The first part of this report focuses intensely on broadening the ethnic makeup of California’s campuses. Fewer than 900 black high school graduates were eligible for the University of California in 1986. Only 674 blacks and Latinos transferred from the 106 community colleges into UC. Only 4,468 blacks and Latinos were among 27,761 transfers into the Cal State system.

Students must be helped at every step of their education so that they can aspire to attend college, then qualify for admission and pay the bills, the legislators suggest. The panel especially wants UC to accept broader responsibility to work more closely with the public schools, aggressively recruit minority students and faculty and do more to make them feel comfortable on their campuses. In turn, these schools must be given the money to do this expensive job as well as to provide larger financial aid grants to more students to reduce their current debt-inducing reliance on loans.

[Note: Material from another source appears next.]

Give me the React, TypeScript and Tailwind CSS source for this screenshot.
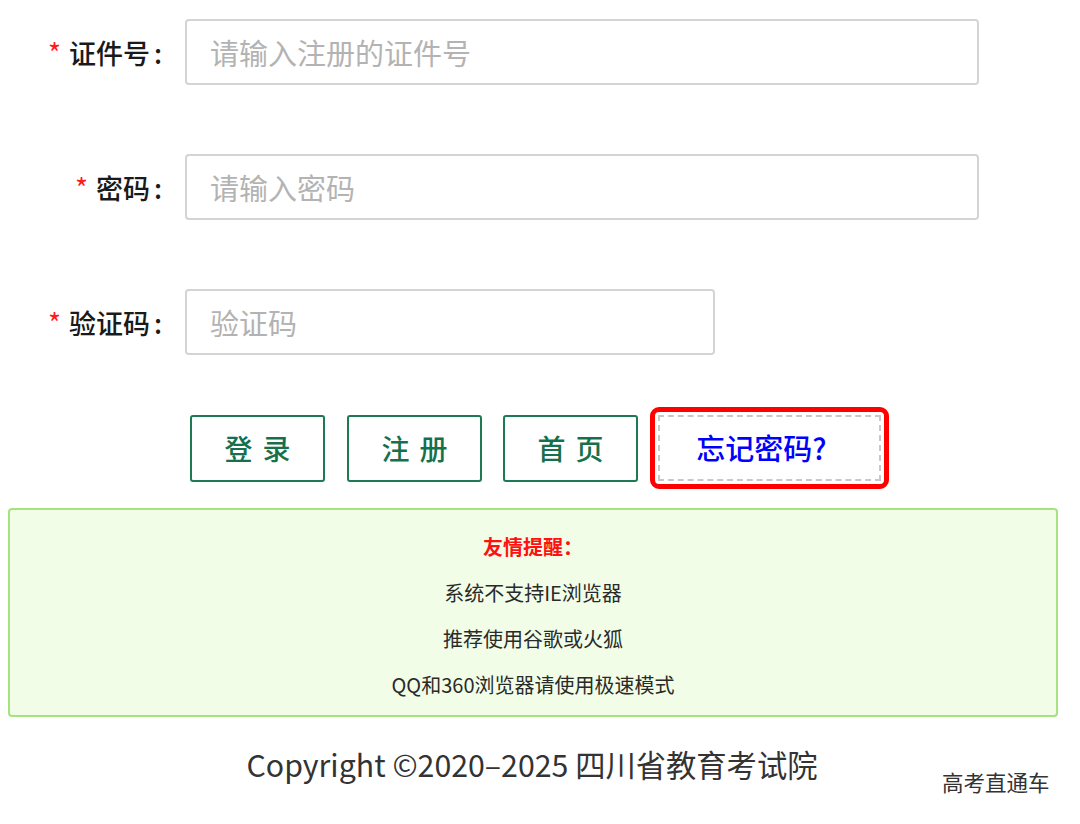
import React from "react"

const font = { fontFamily: '"Noto Sans CJK SC", "Noto Sans", sans-serif' }

function Field({ label, placeholder, width }: { label: string; placeholder: string; width: string }) {
  return (
    <div className="flex items-center">
      <label className="flex w-[185px] items-center justify-end pr-[23px] text-[27px] font-medium leading-none text-[#1a1a1a]">
        <span className="mr-[8px] text-[28px] font-normal text-[#ff1a1a]">*</span>
        <span>{label}</span>
        <span className="ml-[4px]">:</span>
      </label>
      <input
        placeholder={placeholder}
        className={`${width} h-[66px] rounded-[4px] border-2 border-[#d4d4d4] bg-white px-[23px] text-[29px] text-[#333] outline-none placeholder:text-[#b3b3b3]`}
      />
    </div>
  )
}

function GreenButton({ text }: { text: string }) {
  return (
    <button className="flex h-[67px] w-[135px] items-center justify-center rounded-[3px] border-2 border-[#1d7a55] bg-white pl-[10px] text-[28px] font-medium tracking-[10px] text-[#17704c]">
      {text}
    </button>
  )
}

export default function App() {
  return (
    <div className="relative h-[824px] w-[1080px] overflow-hidden bg-white" style={font}>
      {/* login form */}
      <div className="flex flex-col gap-[69px] pt-[19px]">
        <Field label="证件号" placeholder="请输入注册的证件号" width="w-[794px]" />
        <Field label="密码" placeholder="请输入密码" width="w-[794px]" />
        <Field label="验证码" placeholder="验证码" width="w-[530px]" />
      </div>

      <div className="mt-[52px] flex items-center pl-[190px]">
        <GreenButton text="登录" />
        <div className="w-[22px]" />
        <GreenButton text="注册" />
        <div className="w-[21px]" />
        <GreenButton text="首页" />
        <div className="ml-[12px] flex h-[82px] w-[239px] items-center justify-center rounded-[9px] border-[5px] border-[#ff0000] p-[3px]">
          <div className="flex h-full w-full items-center justify-center border-2 border-dashed border-[#c8c8c8] pr-[16px] text-[29px] font-medium text-[#0000ff]">
            忘记密码?
          </div>
        </div>
      </div>

      {/* tips */}
      <div className="mx-[8px] mt-[19px] flex h-[209px] w-[1050px] flex-col items-center rounded-[4px] border-2 border-[#a6e27e] bg-[#f1fde7] pt-[14px] text-[20px] leading-[46px] text-[#2a2a2a]">
        <div className="font-bold text-[#ff1111]">友情提醒：</div>
        <div>系统不支持IE浏览器</div>
        <div>推荐使用谷歌或火狐</div>
        <div>QQ和360浏览器请使用极速模式</div>
      </div>

      <div className="mt-[22px] pr-[16px] text-center text-[30.3px] leading-[50px] text-[#333]">
        Copyright ©2020–2025 四川省教育考试院
      </div>

      <div className="absolute left-[942px] top-[769px] text-[21.5px] leading-[26px] text-[#333]">高考直通车</div>
    </div>
  )
}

The legislators decided to temporarily dodge the issue of how many campuses UC and Cal State will need to handle as many as 150,000 more students by 2005. Both Republicans and Democrats on the panel agreed the state should guarantee that every student who qualifies for UC and Cal State gets to go there. The students may not get their first choice of campus or major. And once the four-year institutions and community colleges work out more compatible courses and transfer arrangements--as the legislators say they must--then more students may elect to start higher education at a two-year campus. But the panel clearly says these students should be entitled to go to the higher education system for which they qualify.

The legislators’ most controversial but important recommendations may prove to be those requiring students to master a foreign language and take an ethnic studies course. Command of a second language and understanding of other cultures will enable the state’s college graduates to function far better in the new California in which minority groups are fast becoming the majority of citizens.

The report finesses the question of whether Proposition 13 and the Gann spending limit, which severely restrict the state’s ability to carry out master plan goals, should be modified or eliminated. But The UC Board of Regents and the Cal State Board of Trustees both recently passed resolutions calling for changes in state spending limits.

Some of the legislators’ recommendations can be done without massive spending increases, but many will take money, and the review panel, at least, has committed itself to trying to honor that commitment, too. The strong words are down on paper. Now it’s time for action.